Le syndrome du sauveur est inévitable dans une série de ce type. Ironiquement, Person of Interest s’y est frotté avec plus de succès à mes yeux, surtout que Reese n’est pas condescendant (ça aide !). Je pense que la similitude des thématiques dans le genre n’est pas le problème. Combien sont définis par une tragédie familiale ? Pour autant, cela ne mène pas au même résultat et une problématique peut-être abordée et traitée différemment. L’équipe de Daredevil n’est pas parvenue à apporter quelque chose de neuf à cette discussion.

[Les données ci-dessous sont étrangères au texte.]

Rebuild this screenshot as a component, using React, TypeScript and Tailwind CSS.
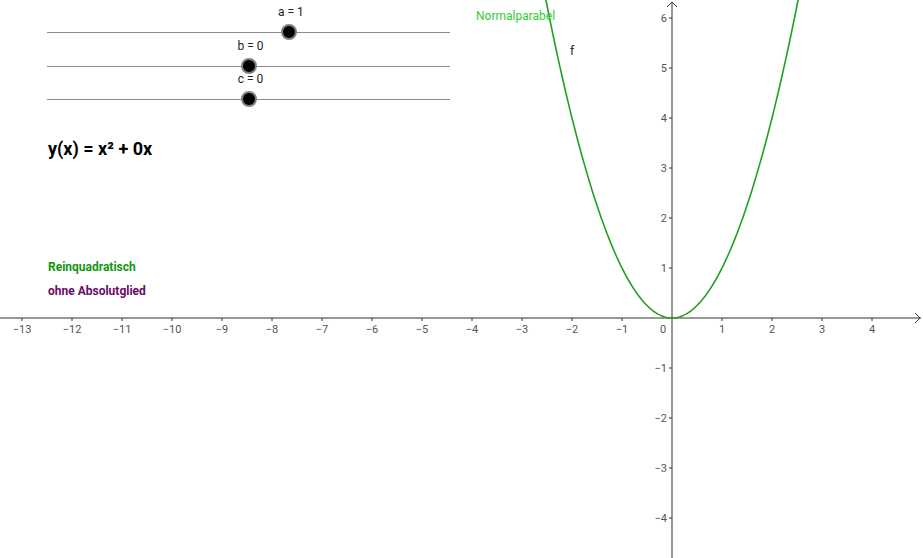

Matt Murdock est imparfait, il y a de la marge pour l’amélioration en tant qu’ami, avocat et justicier. Sur ce plan-là, la mise en valeur de ces défauts n’est pas une mauvaise idée, l’exécution est plus regrettable, car il est difficile d’embrasser la spirale destructrice dans laquelle il se lance volontairement ou non. Il est clairement signifié qu’Elektra a cet effet sur lui, faisant imploser sa vie, ce qui fonctionne à une échelle, mais entraine le personnage dans une histoire loin d’être excitante.

Tout est développé autour de lui pour porter un constat sur la nature du héros, mais Matt/Daredevil n’est pas celui qui profite de la réflexion, ce sont tous les autres. Son isolement et son besoin de sauver tout le monde seul sont explorés à un niveau superficiel. Peut-être parce qu’on ne passe pas tant de temps que cela avec lui ? Peut-être, car il suit en effet plus le mouvement qu’il n’est un membre vraiment actif de sa propre storyline – à la différence de Frank, Karen et Foggy. Comme toi, je préfère ne pas trop m’arrêter sur la romance Karen/Matt, bourrés de problème dont le manque d’alchimie entre les acteurs.

Pour le coup, je terminerais avec le fait que Marvel a été pas mal critiqué pour avoir beaucoup de méchants génériques et sans intérêts au cinéma. Daredevil a trouvé à sa manière le moyen d’éviter ce phénomène, mais finalement au détriment de son héros qui se fait voler la vedette.